Over the next two days, you all will have an early and unique opportunity to discuss systematic, robust, and inclusive approaches to the Global Compact’s implementation at the national level. 

I expect the discussions will reveal that various and diverse approaches are available since there is no ‘one size fits all’ model for implementation. Every State will need to determine for itself what steps to take.  Moreover, national political contexts will certainly be relevant and influence how robust and visible an approach a government may choose to follow.

That said, I will offer you three possible approaches to implementing the Global Compact as a primer for the discussions that will take place today and tomorrow: 

(i) There is a systematic and robust approach. This approach follows the four-year Global Compact review cycle. It could include a number of steps such as (a) a benchmark review based on Global Compact objectives; (b) the identification of priorities through a whole-of-society approach; (c) the development of a national plan of action for Global Compact implementation; (d) capacity-building to address identified gaps; (e) internal follow-up reviews; and (f) voluntary reporting at the regional level every four years beginning in 2020, as well as globally at the International Migration Review Forum (IMRF) to take place every four years beginning in 2022.

In IOM we believe that this approach would lead to the most meaningful implementation of the Global Compact, not least because it would lay the best groundwork for the follow-up and review of the Global Compact.  To this effect, we have developed a range of tools and initiatives, including several in partnership with other UN agencies and stakeholders, some of which are present here today, which can be used to support implementation. Tools, such as the Migration Governance Indicators, are flexible enough to meet a variety of needs and priorities that States may have. And, if applied early in the implementation process, they can help States to realize tangible results within the first four years of the Global Compact’s adoption.

(ii) A second is a selective approach where governments may decide to match their existing priorities to Global Compact objectives.  This could involve a benchmark review to determine where a government is relative to specific objectives.  A government may choose to develop a Global Compact implementation plan limited to those objectives. Alternatively, another option could be for a government to incorporate Global Compact language in existing national migration strategies or plans of action.

(iii) A third is a business as usual approach where governments might decide not to take any specific steps on the Global Compact in the first few years. To play the devil’s advocate, I will ask if this is really an option, or to put it differently, what would be the price of not taking action?

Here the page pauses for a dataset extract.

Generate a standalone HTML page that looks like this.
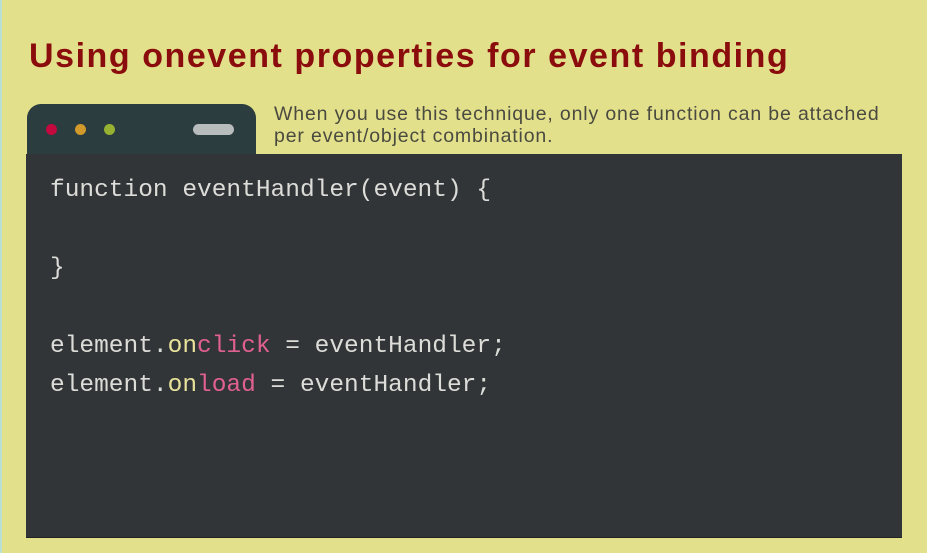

Whichever approach States choose to adopt, they will be able to draw on the expertise and resources of an array of partners, particularly with the creation of the United Nations Network on Migration.

IOM, as Coordinator of the Network, is ready to help bring the full expertise of the 38 United Nations participating entities to ensure effective, timely, coordinated UN system-wide support to Member States in their implementation, follow-up and review of the Global Compact.

The principles of additionality, complementarity and non-duplication will inform how the Network operates, with emphasis on collective action by the Network on those issues where a common UN system approach would add value.

The Capacity Building Mechanism, which the Global Compact established in the Network, makes provision for a connection hub, knowledge platform and start-up fund – all of which present opportunities to support demand-driven systematic, robust and inclusive implementation.

Currently, each of these pieces are being fleshed out, but the start-up fund – the Terms of Reference of which are close to being finalized – aims to reinforce national ownership, UN programming coherence, and transparency and inclusivity.  The fund will also ensure synergies in programmatic coordination and support to Member States, including in delivering on the Sustainable Development Goals as well as in ensuring a 360-degree vision of implementation.

At the national level, UN Resident Coordinators and UN Country Teams and the new UNDAFs will be instrumental in supporting Member States to implement the Global Compact, as well as to develop policies for safe, orderly and regular migration.

Equally, a whole-of-society approach will be key to ensuring that implementation of the Global Compact is inclusive. National plans of action will benefit from consulting and integrating the viewpoints of migrants, diasporas, local communities, civil society, the private sector, academia, parliamentarians, trade unions, national human rights institutions and others. For instance, these constituencies can add significant value in priority setting as well as the follow-up and review of implementation at the national level.

And, as we consider systematic, robust, and inclusive approaches to the implementation of the Global Compact at the national level, I encourage reflection on the need for vertical coherence. Invariably, national implementation will be influenced by how well the Global Compact is implemented at the regional and sub-national levels. In the context of the latter, IOM welcomes the establishment of the Mayors Mechanism as the newest addition in the Global Forum on Migration and Development’s architecture. That will promote and facilitate a substantive and continuous engagement of local governments in the activities and deliberations of the GFMD. Bearing in mind that most migrants are city-bound, and the impact of migration is felt most keenly at the local level, I encourage national authorities to view local leaders as key partners when implementing the Global Compact.

Finally, I hope that you all will use this workshop as an opportunity to delineate how the Global Forum on Migration and Development will practically support the implementation, review, and follow-up of the Global Compact. This first workshop is a step in the right direction, but more will be needed. It is important that practical initiatives, which leverage the Global Forum’s convening power, result from these discussions.

Let me give you a few examples. As the first step, the Global Forum could provide a platform for the Member States to indicate their intentions to go ahead with implementation and to share their plans. Secondly, the Global Forum could be a venue in which states identify compatible approaches to Global Compact implementation and to tracking progress; this would facilitate regional and global reviews further down the road. Next, as we talk about prioritization and addressing specific Global Compact objectives at the national level, the Global Forum can help us to not lose sight of the 360-degree view on migration that the Global Compact puts forward and to ensure due focus on its guiding principles, which are of key importance and should guide all the implementation efforts. Finally, the Global Forum can bring together different stakeholders to identify concrete ways to ensure that Global Compact implementation efforts build on and support measures towards the realization of the 2030 Agenda.

In closing, it is my belief that the open and interactive discussions over the next two days, and the practical initiatives which will (hopefully) follow, will contribute to harnessing the momentum needed to realize the vision set out in the Global Compact.